Un domingo en el campo

Desde el momento en que fue estrenada en el festival de Cannes, donde ganó el premio a la mejor dirección, Un domingo en el campo ( Un dimanche a la campagne, 1984), de Bertrand Tavernierfue inmediatamente asociada con Una partida en el campo (Une partie a la campagne, 1934), la obra maestra de Jean Renoir.
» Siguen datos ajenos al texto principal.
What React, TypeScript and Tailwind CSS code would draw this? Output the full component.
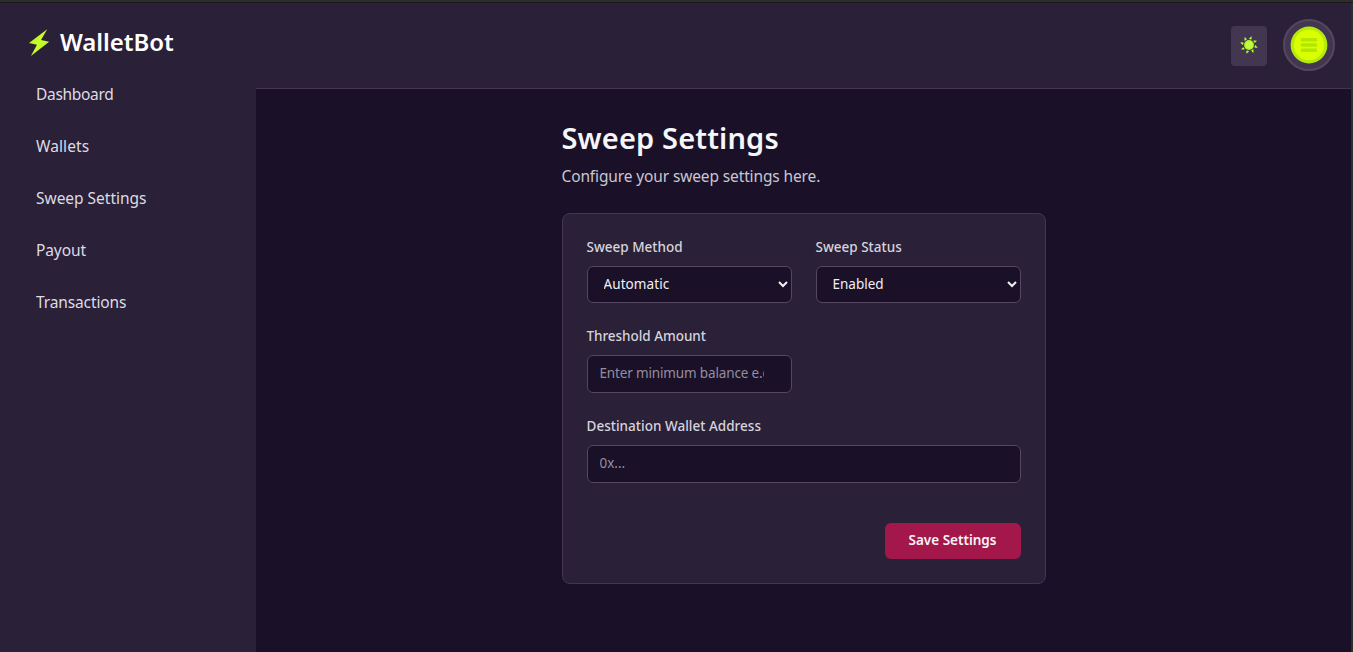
import type { ReactNode } from "react";

const navItems = [
  { label: "Dashboard", cls: "tracking-[-0.3px]" },
  { label: "Wallets", cls: "tracking-[0.1px]" },
  { label: "Sweep Settings", cls: "tracking-[-0.02px]" },
  { label: "Payout", cls: "tracking-[-0.1px]" },
  { label: "Transactions", cls: "tracking-[-0.12px]" },
];

function BoltIcon() {
  return (
    <svg width="22" height="28" viewBox="0 0 22 28" className="block shrink-0">
      <defs>
        <linearGradient id="bolt" x1="0" y1="0" x2="1" y2="1">
          <stop offset="0" stopColor="#a5e81c" />
          <stop offset="0.5" stopColor="#ccff2a" />
          <stop offset="1" stopColor="#a8f01c" />
        </linearGradient>
      </defs>
      <path d="M19.2 1.2 1 15 9 16.8 2.9 28 21.2 13.8 13 12Z" fill="url(#bolt)" />
    </svg>
  );
}

const rays = [13, 58, 103, 148, 193, 238, 283, 328];

function SunIcon() {
  return (
    <svg width="18" height="18" viewBox="-9 -9 18 18" className="-mt-px block">
      {rays.map((a) => (
        <path key={a} d="M-1.5 -6 Q-0.7 -7.6 0.5 -9 Q1.3 -7.5 1.1 -5.9 Q-0.2 -5.5 -1.5 -6Z" fill="#b8f92a" transform={`rotate(${a})`} />
      ))}
      <circle r="4.9" fill="#b0f526" />
      <circle r="3.6" fill="#c0ff3c" />
    </svg>
  );
}

function MenuCoin() {
  return (
    <svg width="38" height="38" viewBox="0 0 38 38" className="block">
      <circle cx="19" cy="19" r="18.4" fill="#b3ec0c" />
      <circle cx="19" cy="19" r="15.2" fill="#d9ff00" />
      <rect x="10.8" y="12" width="16.2" height="3.6" rx="1.2" fill="#b3e600" />
      <rect x="10.8" y="17.2" width="16.2" height="3.6" rx="1.2" fill="#b3e600" />
      <rect x="10.8" y="22.4" width="16.2" height="3.6" rx="1.2" fill="#b3e600" />
    </svg>
  );
}

function Field({ label, tracking, className, children }: { label: string; tracking: string; className?: string; children: ReactNode }) {
  return (
    <label className={className}>
      <span className={`-mt-px mb-[9px] block text-[13.5px] leading-5 font-medium whitespace-nowrap text-[#d6d3dc] ${tracking}`}>{label}</span>
      {children}
    </label>
  );
}

export default function App() {
  return (
    <div className="flex h-[652px] flex-col overflow-hidden bg-[#1a1128] font-['Noto_Sans',sans-serif]">
      <div className="h-[3px] shrink-0 border-b border-[#191919] bg-[#2d2d2d]" />
      <div className="flex min-h-0 flex-1 border-r-2 border-[#2d2d2d]">
        <aside className="w-64 shrink-0 bg-[#2a2038]">
          <div className="flex h-16 items-center gap-2.5 pt-[13px] pl-7">
            <BoltIcon />
            <span className="text-[24px] leading-8 font-semibold tracking-[-0.05px] text-white">WalletBot</span>
          </div>
          <nav className="flex flex-col gap-3 px-5 pt-[7px]">
            {navItems.map((n) => (
              <a key={n.label} className={`block px-4 py-2 text-[15.5px] leading-6 text-[#dedbe3] ${n.cls}`}>{n.label}</a>
            ))}
          </nav>
        </aside>
        <div className="flex min-w-0 flex-1 flex-col">
          <header className="flex h-[86px] shrink-0 items-center justify-end gap-4 border-b border-[#423650] bg-[#2a2038] pr-4">
            <button className="flex h-10 w-9 items-center justify-center rounded bg-[#423650]">
              <SunIcon />
            </button>
            <button className="-mt-px flex h-[52px] w-[52px] items-center justify-center rounded-full border-2 border-[#54475f] bg-[#423650]">
              <MenuCoin />
            </button>
          </header>
          <main className="mx-auto w-[484px] pt-[31px]">
            <h1 className="text-[29px] leading-9 font-semibold tracking-[0.15px] text-[#f6f5f8]">Sweep Settings</h1>
            <p className="mt-2 text-[15.5px] leading-6 tracking-[-0.13px] text-[#c9c5d0]">Configure your sweep settings here.</p>
            <form className="mt-[25px] h-[371px] rounded-lg border border-[#423650] bg-[#2a2038] p-6">
              <div className="grid grid-cols-2 gap-x-6 gap-y-6">
                <Field label="Sweep Method" tracking="tracking-[0px]">
                  <select className="block h-[37px] w-full rounded-md border border-[#54475f] bg-[#1a1128] px-3 pb-0.5 text-[13.5px] tracking-[0.08px] text-[#f1eff4]">
                    <option>Automatic</option>
                  </select>
                </Field>
                <Field label="Sweep Status" tracking="tracking-[0px]">
                  <select className="block h-[37px] w-full rounded-md border border-[#54475f] bg-[#1a1128] px-3 pb-0.5 text-[13.5px] text-[#f1eff4]">
                    <option>Enabled</option>
                  </select>
                </Field>
                <Field label="Threshold Amount" tracking="tracking-[-0.04px]">
                  <input type="number" placeholder="Enter minimum balance e.g. 0.05" className="block h-[38px] w-full rounded-md border border-[#54475f] bg-[#1a1128] px-3 pb-0.5 text-[13.5px] tracking-[-0.15px] placeholder:text-[#948da0]" />
                </Field>
                <Field label="Destination Wallet Address" tracking="tracking-[0.02px]" className="col-span-2">
                  <input type="text" placeholder="0x..." className="block h-[38px] w-full rounded-md border border-[#54475f] bg-[#1a1128] px-3 pb-0.5 text-[13.5px] placeholder:text-[#948da0]" />
                </Field>
              </div>
              <div className="mt-10 flex justify-end">
                <button type="button" className="h-9 w-[136px] rounded-md bg-[#a3174a] pb-0.5 text-[13.5px] font-semibold whitespace-nowrap text-[#f8f4f7]">Save Settings</button>
              </div>
            </form>
          </main>
        </div>
      </div>
    </div>
  );
}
Cierto, coinciden, primero, en la época en la que están situadas, los años de la Belle Epoque. Segundo, en cierta semejanza de la situación de base argumental. Transcurren durante un día, festivo para más señas, lejos de las obligaciones y rutinas ordinarias, en el ámbito de la naturaleza. Renoir nos relata la excursión de una familia, padres e hija, incluido un pretendiente de ésta, durante la que conocerán a dos hedonistas lugareños que, entre digresiones sobre la importancia de vivir el momento y las responsabilidades de los actos, se plantean el desafío de seducir a la hija. Tavernier relata la visita dominical que recibe en su casa en el campo el septuagenario Ladmiral (Louis Ducreux) por parte de su hijo Gonzague (Michel Aumont), junto a su esposa y sus tres hijos, y de su hija Irene (Sabine Azéma). En ambas subyacen parecidas cuestiones. Aquellas referidas a las decisiones tomadas en la vida. En qué medida se hacen concesiones y se opta por la opción más cómoda, en vez de haber tomado una más arriesgada, de acuerdo a lo que de verdad se quería. En la obra de Renoir se planteaba de modo preciso en la secuencia final, años después de la excursión narrada, cuando se nos muestra cómo la hija optó por el insípido pretendiente en vez de por uno de los dos lugareños hacia el que había sentido una fuerte atracción. La obra de Tavernier es como una extensión de esa secuencia final. El pasado, o el peso de lo que se pudiera o debería haber hecho, está presente de modo latente, en ocasiones expuesto de modo directo, en otras insinuado, como si sólo se percibiera la punta del iceberg en forma de inquietud o malestar.